| GIVEN PROBLEM |
Gather from the material every line that contains the string "index".

| MATERIAL PROVIDED |

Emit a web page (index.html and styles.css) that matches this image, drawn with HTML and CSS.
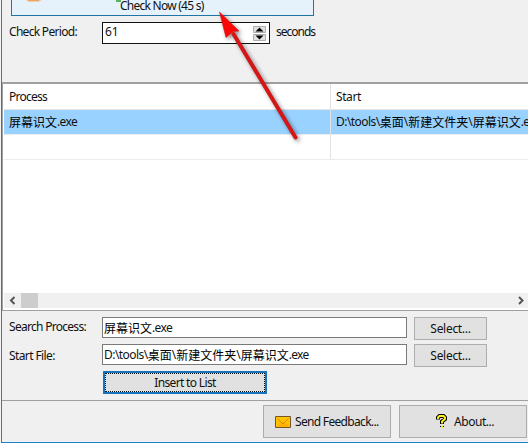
FILE: index.html
```
<!DOCTYPE html>
<html lang="en">
<head>
<meta charset="utf-8">
<title>Process watcher</title>
<link rel="stylesheet" href="styles.css">
</head>
<body>
<main class="window">
  <section class="settings">
    <button class="check">
      <svg class="check-icons" width="301" height="5" viewBox="0 0 301 5"><path d="M14 0h16l-3 2H17z" fill="#e8ceb4"/><path d="M16 0h11v1H16z" fill="#eda55c"/><path d="M104 0h5v2h-5z" fill="#5ab35e"/></svg>
      <span class="t-check">Check Now (45 s)</span>
    </button>
    <div class="period">
      <label class="label t-period">Check Period:</label>
      <div class="number"><span>61</span>
        <svg width="13" height="15" viewBox="0 0 13 15"><path d="M.5.5h12v6H.5zM.5 8.500h12v6H.5z" fill="#e1e1e1" stroke="#adadad"/><path d="M2.500 5.500h8L6.500 1.500zM2.500 9.500h8l-4 4z" fill="#000"/></svg>
      </div>
      <span class="t-seconds">seconds</span>
    </div>
  </section>
  <section class="list">
    <div class="row head"><div class="cell"><span class="t-process">Process</span></div><div class="cell"><span class="t-start">Start</span></div></div>
    <div class="row selected"><div class="cell"><span class="cjk">屏幕识文</span><span class="t-exe">.exe</span></div><div class="cell"><span class="t-d">D:\tools\</span><span class="cjk">桌面</span><span class="sl">\</span><span class="cjk">新建文件夹</span><span class="sl">\</span><span class="cjk">屏幕识文</span><span class="t-exe">.exe</span></div></div>
    <div class="row"><div class="cell"></div><div class="cell"></div></div>
    <div class="space"></div>
    <div class="scroll">
      <svg width="17" height="15" viewBox="0 0 17 15"><path d="M10.500 4L7 7.500l3.500 3.500" fill="none" stroke="#555" stroke-width="2"/></svg>
      <i class="thumb"></i>
      <svg class="right" width="17" height="15" viewBox="0 0 17 15"><path d="M8 4l3.500 3.500L8 11" fill="none" stroke="#555" stroke-width="2"/></svg>
    </div>
  </section>
  <section class="form">
    <div class="field"><label class="label t-search">Search Process:</label><div class="input"><span class="cjk">屏幕识文</span><span class="t-exe">.exe</span></div><button class="btn"><span class="t-select">Select...</span></button></div>
    <div class="field"><label class="label t-file">Start File:</label><div class="input"><span class="t-d">D:\tools\</span><span class="cjk">桌面</span><span class="sl">\</span><span class="cjk">新建文件夹</span><span class="sl">\</span><span class="cjk">屏幕识文</span><span class="t-exe">.exe</span></div><button class="btn"><span class="t-select">Select...</span></button></div>
    <button class="insert"><span class="t-insert">Insert to List</span></button>
  </section>
  <footer class="footer">
    <button class="btn big send">
      <svg width="16" height="12" viewBox="0 0 16 12"><path d="M.5.5h15v11H.5z" fill="#ffc400" stroke="#76552b"/><path d="M1 11l5-4.500h4L15 11z" fill="#ffb000"/><path d="M2.500 2.500L8 8l5.500-5.500" fill="none" stroke="#db8500"/></svg>
      <span class="t-send">Send Feedback...</span>
    </button>
    <button class="btn big about">
      <svg width="11" height="15" viewBox="0 0 11 15"><path d="M2 5.500V3.500L3.500 2h4L9 3.500V5L6 7.500V10M6 12v1" fill="none" stroke="#000" stroke-width="4"/><path d="M2 5V3.500L3.500 2h4L9 3.500V5L6 7.500v2M6 11.500v2.500" fill="none" stroke="#fff01c" stroke-width="1.900"/></svg>
      <span class="t-about">About...</span>
    </button>
  </footer>
  <svg class="arrow" width="110" height="150" viewBox="0 0 110 150"><path d="M24.500 34L86.500 137.500" stroke="#d31616" stroke-width="4" stroke-linecap="round"/><path d="M10.500 12L30 31l-6 .5-3.500 3L17 37.500z" fill="#fb0505" stroke="#d31616" stroke-width=".6"/></svg>
</main>
</body>
</html>
```

FILE: styles.css
```
* { box-sizing: border-box; }
body {
  margin: 0;
  width: 528px;
  height: 443px;
  overflow: hidden;
  background: #f4f4f4;
  font: 12px/16px "Noto Sans", "Noto Sans CJK SC", sans-serif;
  color: #111;
}
button { font: inherit; color: inherit; margin: 0; padding: 0; }
span { white-space: pre; }
svg { display: block; flex: none; }
.window {
  position: relative;
  margin-left: 1px;
  width: 527px;
  height: 443px;
  display: flex;
  flex-direction: column;
  overflow: hidden;
  background: #f0f0f0;
  border-left: 1px solid #2a7fae;
  border-bottom: 1px solid #1883c7;
}
.settings { height: 82px; flex: none; }
.check {
  display: flex;
  flex-direction: column;
  align-items: flex-start;
  width: 303px;
  height: 16px;
  margin-left: 9px;
  background: #e5f1fb;
  border: 1px solid #2175a4;
  border-top: 0;
}
.check-icons { margin-bottom: -6px; }
.check span { margin-left: 108px; line-height: 14px; }
.period { display: flex; align-items: center; height: 22px; margin-top: 6px; }
.period span, .period label { position: relative; top: -1px; }
.label { width: 100px; padding-left: 7px; flex: none; white-space: nowrap; }
.number {
  display: flex;
  align-items: center;
  justify-content: space-between;
  width: 168px;
  height: 22px;
  margin-right: 6px;
  padding: 0 3px 0 2px;
  background: #fff;
  border: 1px solid #111;
}
.list {
  height: 229px;
  flex: none;
  display: flex;
  flex-direction: column;
  background: #fff;
  border-top: 2px solid #a0a0a0;
  border-left: 1px solid #a0a0a0;
  border-bottom: 1px solid #a0a0a0;
  padding-left: 1px;
}
.row { display: grid; grid-template-columns: 327px 1fr; height: 25px; flex: none; border-bottom: 1px solid #ececec; }
.head { height: 26px; border-bottom-color: #e5e5e5; }
.cell { display: flex; align-items: center; padding-left: 5px; overflow: hidden; border-right: 1px solid #e2e2e2; }
.cell:last-child { border-right: 0; }
.head .cell { padding-top: 1px; }
.selected { background: #99d1ff; }
.space { flex: 1; }
.scroll { display: flex; height: 15px; margin-bottom: 2px; background: #f0f0f0; }
.thumb { width: 17px; background: #cdcdcd; }
.right { margin-left: auto; }
.form { height: 90px; flex: none; padding-top: 6px; border-bottom: 1px solid #a0a0a0; }
.field { display: flex; height: 23px; margin-bottom: 4px; }
.field .label { padding-top: 2px; }
.field + .field .label { padding-top: 4px; }
.input {
  display: flex;
  align-items: center;
  width: 305px;
  height: 21px;
  margin-right: 7px;
  padding-left: 1px;
  background: #fff;
  border: 1px solid #7a7a7a;
}
.btn {
  display: flex;
  align-items: center;
  justify-content: center;
  width: 73px;
  height: 23px;
  background: #e1e1e1;
  border: 1px solid #adadad;
}
.insert {
  display: block;
  width: 164px;
  height: 23px;
  margin-left: 101px;
  margin-top: 1px;
  background: #e1e1e1;
  border: 2px solid #1874bd;
  outline: 1px dotted #111;
  outline-offset: -3px;
}
.footer { display: flex; gap: 8px; padding: 4px 0 0 261px; }
.big { width: 128px; height: 33px; flex: none; }
.send { gap: 4px; justify-content: flex-start; padding-left: 11px; }
.about { gap: 7px; justify-content: flex-start; padding-left: 36px; }
.arrow { position: absolute; left: 207px; top: 0; filter: drop-shadow(2px 2px 2px rgba(0, 0, 0, .45)); }
.cjk { font: 12px/16px "Noto Sans CJK SC", sans-serif; color: #000; }
.t-check { letter-spacing: -.75px; }
.t-period { letter-spacing: -.7px; }
.t-seconds { letter-spacing: -1px; }
.t-process { letter-spacing: -.75px; }
.t-start { letter-spacing: -.4px; }
.t-search { letter-spacing: -.71px; }
.t-file { letter-spacing: -.6px; }
.t-exe { letter-spacing: -.65px; }
.t-d { letter-spacing: -.55px; }
.t-select { letter-spacing: -.3px; }
.t-insert { letter-spacing: -.66px; }
.t-send { letter-spacing: -.68px; }
.t-about { letter-spacing: -.45px; }
```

| RESULT OF THE EXERCISE |
Emit a web page (index.html and styles.css) that matches this image, drawn with HTML and CSS.
FILE: index.html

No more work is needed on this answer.